中午到公司时,平堂夫人已经做好了热气腾腾的饭菜,大家围坐在一起,一种家的感觉满满地溢了出来。走在刚刚建好的厂区中间,听着同事们介绍设备、原料、环保以及质量标准的设定,好产品的计划清清楚楚地呈现了出来。站在阳光映照下的原野,望着国旗、司旗飘扬在泛着红云的天空中、一种自豪从内心深处升腾而出。这真是一个让人充满期待与幸福的时刻。

交流中,每一位同事都给我感动,每一个计划都让我兴奋。当听他们说到:“碰壁过、难过过、痛苦过,但从未沮丧过。”内心油然升起敬仰,正是这些质朴而又努力的同事,公司才有机会进入一个又一个国家,才让一个又一个国际市场成为我们的机遇。我庆幸自己能够与大家为同事,因为你们,也让我有机会感受开辟新天地的美妙。

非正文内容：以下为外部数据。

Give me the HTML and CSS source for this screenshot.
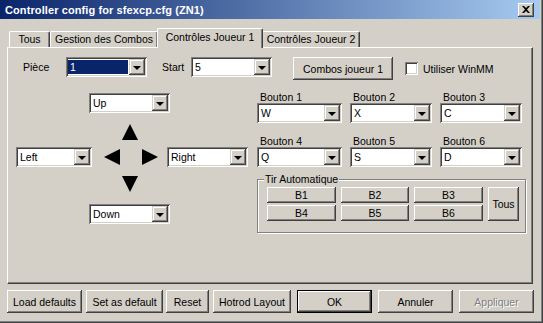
FILE: index.html
```html
<!DOCTYPE html>
<html lang="fr">
<head>
    <meta charset="UTF-8">
    <title>Controller config for sfexcp.cfg (ZN1)</title>
    <link rel="stylesheet" href="styles.css">
</head>
<body>
<div class="window">
    <!-- Barre de titre -->
    <div class="titlebar">
        <span class="title">Controller config for sfexcp.cfg (ZN1)</span>
        <span class="close">
            <svg width="8" height="7" viewBox="0 0 8 7"><path d="M0 0h2l2 2 2-2h2L5 3.5 8 7H6L4 5 2 7H0l3-3.5z" fill="#000"/></svg>
        </span>
    </div>

    <!-- Onglets -->
    <div class="tabs">
        <div class="tab tab-all">Tous</div>
        <div class="tab tab-combos">Gestion des Combos</div>
        <div class="tab tab-p1 active">Contrôles Joueur 1</div>
        <div class="tab tab-p2">Contrôles Joueur 2</div>
    </div>

    <div class="panel">
        <div class="top-row">
            <span class="lbl lbl-piece">Pièce</span>
            <div class="combo combo-piece selected"><span class="val">1</span><span class="drop"></span></div>
            <span class="lbl lbl-start">Start</span>
            <div class="combo combo-start"><span class="val">5</span><span class="drop"></span></div>
            <button class="btn btn-combos">Combos joueur 1</button>
            <label class="check"><span class="box"></span>Utiliser WinMM</label>
        </div>

        <div class="main">
            <!-- Croix directionnelle -->
            <div class="dpad">
                <div class="combo combo-dir combo-up"><span class="val">Up</span><span class="drop"></span></div>
                <span class="arrow arrow-up"></span>
                <div class="dpad-mid">
                    <div class="combo combo-left"><span class="val">Left</span><span class="drop"></span></div>
                    <span class="arrow arrow-left"></span>
                    <span class="arrow arrow-right"></span>
                    <div class="combo combo-dir"><span class="val">Right</span><span class="drop"></span></div>
                </div>
                <span class="arrow arrow-down"></span>
                <div class="combo combo-dir combo-down"><span class="val">Down</span><span class="drop"></span></div>
            </div>

            <!-- Boutons -->
            <div class="buttons">
                <div class="btn-grid">
                    <div class="field"><span class="field-lbl">Bouton 1</span><div class="combo combo-btn combo-wide"><span class="val">W</span><span class="drop"></span></div></div>
                    <div class="field"><span class="field-lbl">Bouton 2</span><div class="combo combo-btn"><span class="val">X</span><span class="drop"></span></div></div>
                    <div class="field"><span class="field-lbl">Bouton 3</span><div class="combo combo-btn"><span class="val">C</span><span class="drop"></span></div></div>
                    <div class="field row2"><span class="field-lbl">Bouton 4</span><div class="combo combo-btn combo-wide"><span class="val">Q</span><span class="drop"></span></div></div>
                    <div class="field row2"><span class="field-lbl">Bouton 5</span><div class="combo combo-btn"><span class="val">S</span><span class="drop"></span></div></div>
                    <div class="field row2"><span class="field-lbl">Bouton 6</span><div class="combo combo-btn"><span class="val">D</span><span class="drop"></span></div></div>
                </div>
                <fieldset class="group">
                    <legend>Tir Automatique</legend>
                    <div class="auto-grid">
                        <button class="btn btn-small">B1</button>
                        <button class="btn btn-small">B2</button>
                        <button class="btn btn-small">B3</button>
                        <button class="btn btn-small btn-tous">Tous</button>
                        <button class="btn btn-small">B4</button>
                        <button class="btn btn-small">B5</button>
                        <button class="btn btn-small">B6</button>
                    </div>
                </fieldset>
            </div>
        </div>
    </div>

    <!-- Boutons du bas -->
    <div class="footer">
        <button class="btn f-load">Load defaults</button>
        <button class="btn f-set">Set as default</button>
        <button class="btn f-reset">Reset</button>
        <button class="btn f-hotrod">Hotrod Layout</button>
        <button class="btn btn-default f-ok">OK</button>
        <button class="btn f-cancel">Annuler</button>
        <button class="btn f-apply" disabled>Appliquer</button>
    </div>
</div>
</body>
</html>
```

FILE: styles.css
```css
* {
    box-sizing: border-box;
}

body {
    margin: 0;
    background-color: #d4d0c8;
    font-family: "Liberation Sans", Arial, sans-serif;
    font-size: 10.5px;
    color: #000;
}

.window {
    width: 543px;
    height: 323px;
    background-color: #d4d0c8;
    border-right: 1px solid #404040;
    border-bottom: 1px solid #404040;
    box-shadow: inset -1px -1px 0 #808080;
    overflow: hidden;
}

/* Barre de titre */
.titlebar {
    height: 19px;
    margin-right: 2px;
    display: flex;
    align-items: center;
    justify-content: space-between;
    padding: 0 6px 0 5px;
    background: linear-gradient(to right, #0a246a, #a6caf0);
}

.title {
    color: #fff;
    font-weight: bold;
    font-size: 11px;
    letter-spacing: 0.1px;
}

.close {
    width: 16px;
    height: 14px;
    display: flex;
    align-items: center;
    justify-content: center;
    background-color: #d4d0c8;
    box-shadow: inset -1px -1px #404040, inset 1px 1px #fff, inset -2px -2px #808080;
}

/* Onglets */
.tabs {
    height: 19px;
    margin-top: 9px;
    padding-left: 9px;
    display: flex;
    align-items: flex-end;
}

.tab {
    height: 16px;
    line-height: 15px;
    text-align: center;
    border-top: 1px solid #fff;
    border-left: 1px solid #fff;
    border-right: 1px solid #404040;
    box-shadow: inset -1px 0 #808080;
    border-radius: 2px 2px 0 0;
    white-space: nowrap;
}

.tab-all {
    width: 41px;
}

.tab-combos {
    width: 108px;
}

.tab-p1 {
    width: 106px;
}

.tab-p2 {
    width: 98px;
}

.tab.active {
    height: 20px;
    margin: 0 -1px -1px -1px;
    line-height: 16px;
    background-color: #d4d0c8;
    position: relative;
    z-index: 1;
}

/* Panneau */
.panel {
    width: 526px;
    height: 237px;
    margin-left: 7px;
    border-top: 1px solid #fff;
    border-left: 1px solid #fff;
    border-right: 1px solid #404040;
    border-bottom: 1px solid #404040;
    box-shadow: inset -1px -1px 0 #808080;
}

.top-row {
    display: flex;
    align-items: flex-start;
    padding: 9px 0 0 15px;
}

.lbl {
    line-height: 20px;
}

.lbl-piece {
    width: 43px;
}

.lbl-start {
    width: 29px;
    margin-left: 15px;
}

/* Combobox */
.combo {
    height: 20px;
    display: flex;
    align-items: stretch;
    background-color: #fff;
    padding: 2px;
    box-shadow: inset 1px 1px #808080, inset -1px -1px #fff, inset 2px 2px #404040, inset -2px -2px #d4d0c8;
}

.combo .val {
    flex: 1;
    padding-left: 2px;
    line-height: 16px;
    white-space: nowrap;
}

.combo.selected .val {
    background-color: #0a246a;
    color: #fff;
    margin: 1px 1px 1px 0;
    line-height: 14px;
}

.drop {
    width: 16px;
    height: 16px;
    background-color: #d4d0c8;
    box-shadow: inset -1px -1px #404040, inset 1px 1px #d4d0c8, inset -2px -2px #808080, inset 2px 2px #fff;
    display: flex;
    align-items: center;
    justify-content: center;
}

.drop::after {
    content: "";
    border-left: 4px solid transparent;
    border-right: 4px solid transparent;
    border-top: 4px solid #000;
    margin-top: 1px;
}

.combo-piece {
    width: 81px;
}

.combo-start {
    width: 81px;
}

/* Boutons */
.btn {
    font-family: "Liberation Sans", Arial, sans-serif;
    font-size: 10.5px;
    color: #000;
    background-color: #d4d0c8;
    border: none;
    padding: 0;
    height: 23px;
    box-shadow: inset -1px -1px #404040, inset 1px 1px #fff, inset -2px -2px #808080, inset 2px 2px #d4d0c8;
}

.btn-combos {
    width: 100px;
    margin-left: 21px;
}

.check {
    display: flex;
    align-items: center;
    height: 23px;
    margin-left: 12px;
}

.box {
    width: 13px;
    height: 13px;
    margin-right: 5px;
    background-color: #fff;
    box-shadow: inset 1px 1px #808080, inset -1px -1px #fff, inset 2px 2px #404040, inset -2px -2px #d4d0c8;
}

.main {
    display: flex;
    margin-top: 9px;
}

/* Croix directionnelle */
.dpad {
    display: flex;
    flex-direction: column;
    align-items: flex-start;
    padding: 4px 0 0 8px;
    width: 249px;
}

.combo-dir {
    width: 81px;
}

.combo-up {
    margin-left: 73px;
}

.combo-down {
    margin-left: 73px;
    margin-top: 12px;
}

.combo-left {
    width: 76px;
}

.dpad-mid {
    display: flex;
    align-items: center;
    margin-top: 7px;
}

.arrow {
    width: 0;
    height: 0;
}

.arrow-up {
    margin: 11px 0 0 106px;
    border-left: 8px solid transparent;
    border-right: 8px solid transparent;
    border-bottom: 16px solid #000;
}

.arrow-down {
    margin: 9px 0 0 106px;
    border-left: 8px solid transparent;
    border-right: 8px solid transparent;
    border-top: 16px solid #000;
}

.arrow-left {
    margin-left: 12px;
    border-top: 8px solid transparent;
    border-bottom: 8px solid transparent;
    border-right: 16px solid #000;
}

.arrow-right {
    margin-left: 22px;
    margin-right: 9px;
    border-top: 8px solid transparent;
    border-bottom: 8px solid transparent;
    border-left: 16px solid #000;
}

/* Boutons de jeu */
.buttons {
    width: 269px;
}

.btn-grid {
    display: grid;
    grid-template-columns: 85px 82px 82px;
    column-gap: 8px;
}

.field {
    display: flex;
    flex-direction: column;
    padding-top: 2px;
}

.field.row2 {
    padding-top: 12px;
}

.field-lbl {
    line-height: 12px;
    padding-left: 3px;
}

.combo-btn {
    width: 82px;
}

.combo-wide {
    width: 85px;
}

.group {
    margin: 6px 0 0 0;
    padding: 1px 0 0 9px;
    height: 60px;
    border: 1px solid #808080;
    box-shadow: 1px 1px 0 #fff, inset 1px 1px 0 #fff;
}

.group legend {
    padding: 0 1px;
    margin-left: -3px;
    line-height: 13px;
    background-color: #d4d0c8;
}

.auto-grid {
    display: grid;
    grid-template-columns: 69px 68px 69px 31px;
    grid-template-rows: 16px 16px;
    column-gap: 5px;
    row-gap: 2px;
}

.btn-small {
    height: auto;
    line-height: 14px;
}

.btn-tous {
    grid-column: 4;
    grid-row: 1 / 3;
}

/* Pied de page */
.footer {
    display: flex;
    padding-left: 7px;
    margin-top: 6px;
}

.footer .btn {
    margin-right: 4px;
}

.f-load {
    width: 75px;
}

.f-set {
    width: 77px;
    margin-right: 3px !important;
}

.f-reset {
    width: 43px;
}

.f-hotrod {
    width: 78px;
    margin-right: 6px !important;
}

.f-ok {
    width: 75px;
    margin-right: 6px !important;
}

.f-cancel {
    width: 75px;
    margin-right: 6px !important;
}

.f-apply {
    width: 75px;
}

.btn-default {
    border: 1px solid #000;
    box-shadow: inset -1px -1px #404040, inset 1px 1px #fff, inset -2px -2px #808080;
}

.btn:disabled {
    color: #808080;
    text-shadow: 1px 1px 0 #fff;
}
```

从伊斯坦布尔转机到阿达纳,伊斯坦布尔的圣索菲亚大教堂以及对面的蓝色清真寺,给我留下深刻的印象。记得李安说过一段话:“文化是一种斗争,历史是赢的人在书写。所以希望大家是赢的这一边。”今天,能够融合在这里,让产业链的合作伙伴成为赢家,我的同事也就有机会书写历史。灿烂的阳光下,连接着亚洲与欧洲的博斯普鲁斯海峡泛着碧蓝色的光泽,与湛蓝的天空交相辉映。地中海温暖的气息,让临近初冬的季节镀上一层明媚的春色。

2019年8月的一个下午,我安静地坐在教堂外,再一次仰望圣索菲亚教堂,呼应与相容则是我所见的现实。竟然想到另外一座老城的故事。华沙老城,因为一段佳话让我敬仰。二战老城被摧毁,战争结束后,有先见的华沙大学建筑系的师生们,拿出在纳粹毁城前保存的老城图纸;有梦想的华沙市民们,拿出全部智慧、热情和努力,按照图纸完完整整地重建了整个老城,那时每个华沙人当天完成自己的本职工作后,又自发来到工地参加复建老城的工程,让老城今日得见,老城的历史也因此被重新书写。

这些眼见的历史,让我慢慢理解了历史和现在的关系。历史可以给你过去的荣耀,现在的参考,但也可能会是成长的障碍。要知道,每一个拥有历史的人,都愿意拿历史去换取年轻的时光。历史可以给你曾经的美好,今日的资产,但也可能会是成长的包袱。要知道,每一个历史悠久的族群,都愿意扬弃自我去获得未来的空间。

回望历史,历史以恒久的存在昭示着;总结经验,经验以成功的过去警示着。其实,是时间在衡量着一切,历史被历史证明,今天被今天证明,未来也一样是被未来证明的。时间的唯一性、纯粹性,是它最恰当的标签。明白这一点,会让我们尊重历史,珍惜经验,也会让我们放下过往的一切,单纯地创造属于每一个当下的繁华。唯有好好地书写每一个真切的现实与未来,也才会有属于自己的历史。